For the 2012 Olympics collection, the Museum acquired some objects – a number of the costumes worn in the opening and closing ceremonies, for example – plus a series of tweets recording how people felt about the games. “We identified a series of people we called ‘Citizen Curators’. Their day-by-day, hour-by-hour, minute-by-minute responses to the Olympics on Twitter have been added to the collection – all those emotional feelings on social media, for example about the venues being half-empty when we were trying to get tickets.” Two years later, the Citizen Curators project was displayed at The Photographers’ Gallery, where the tweets were linked to photographs. “We lent the tweets, like we lend objects to other museums.”
Brexit, in particular, is “haunting” the Museum of London, not least because of the prolonged uncertainty hanging over it. “We could collect some standard items, like protest banners,” Alex Werner says. “My niece attended that big BBC debate at Wembley, so we have her pass. But in 50 years’ time, when someone is doing a display about Brexit and what it meant, it could be that a film and oral history about how people felt would capture more than an object.”
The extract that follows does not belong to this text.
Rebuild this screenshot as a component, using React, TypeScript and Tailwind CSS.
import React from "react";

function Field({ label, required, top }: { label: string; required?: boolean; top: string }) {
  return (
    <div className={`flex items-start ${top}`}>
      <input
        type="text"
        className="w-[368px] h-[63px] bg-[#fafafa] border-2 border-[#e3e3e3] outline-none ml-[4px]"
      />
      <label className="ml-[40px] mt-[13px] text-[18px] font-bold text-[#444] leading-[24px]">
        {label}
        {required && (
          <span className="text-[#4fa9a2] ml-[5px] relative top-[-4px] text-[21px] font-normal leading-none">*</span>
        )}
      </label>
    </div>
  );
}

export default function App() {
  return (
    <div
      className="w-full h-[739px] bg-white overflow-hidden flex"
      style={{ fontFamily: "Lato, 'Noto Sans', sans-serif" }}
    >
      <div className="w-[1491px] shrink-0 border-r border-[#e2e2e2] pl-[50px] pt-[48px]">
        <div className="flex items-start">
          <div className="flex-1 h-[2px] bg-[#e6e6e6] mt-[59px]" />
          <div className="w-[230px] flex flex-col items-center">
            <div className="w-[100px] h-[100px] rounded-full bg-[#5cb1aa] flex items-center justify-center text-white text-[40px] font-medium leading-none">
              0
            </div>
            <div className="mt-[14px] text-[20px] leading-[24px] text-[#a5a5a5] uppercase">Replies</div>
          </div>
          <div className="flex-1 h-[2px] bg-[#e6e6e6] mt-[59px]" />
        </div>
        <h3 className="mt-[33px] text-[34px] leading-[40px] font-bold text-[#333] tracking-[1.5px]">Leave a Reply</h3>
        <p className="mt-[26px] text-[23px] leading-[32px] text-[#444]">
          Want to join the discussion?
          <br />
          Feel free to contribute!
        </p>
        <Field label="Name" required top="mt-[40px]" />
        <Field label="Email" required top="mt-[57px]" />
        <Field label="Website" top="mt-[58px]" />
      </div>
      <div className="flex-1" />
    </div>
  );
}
Another challenging question is how to capture London as a sensory city. What does the capital sound and smell like? How does the Museum preserve a sense of the air quality or hidden pollution? The answer, Werner believes, could be “something like a map showing a day in the life of London on its main routes, with levels of pollutants rising in the rush hour. We could show how cars were killing our children.” He draws a parallel with objects that reveal how Londoners coped with smog in the 1950s, such as the flares people lit and held in front of buses to help their drivers to see.
Ultimately, curators and archivists have no choice but to accept their limitations in the face of mountains of material. In the same way that the LMA’s Philippa Smith is keen for people to bring their own material to be archived, and the British Library’s Jason Webber invites people to nominate their own websites for posterity, the Museum of London would like Londoners to suggest what they would like to see in a special collection for the new building.
This is nothing new, in fact: crowdsourcing has always been an aspect of its approach. When the Museum was established just over 100 years ago, letters in the Times appealed for items to be donated. “It’s part of our philosophy, that people should feel the collection belongs to Londoners,” says Werner.
Future generations are depending on the choices we all make.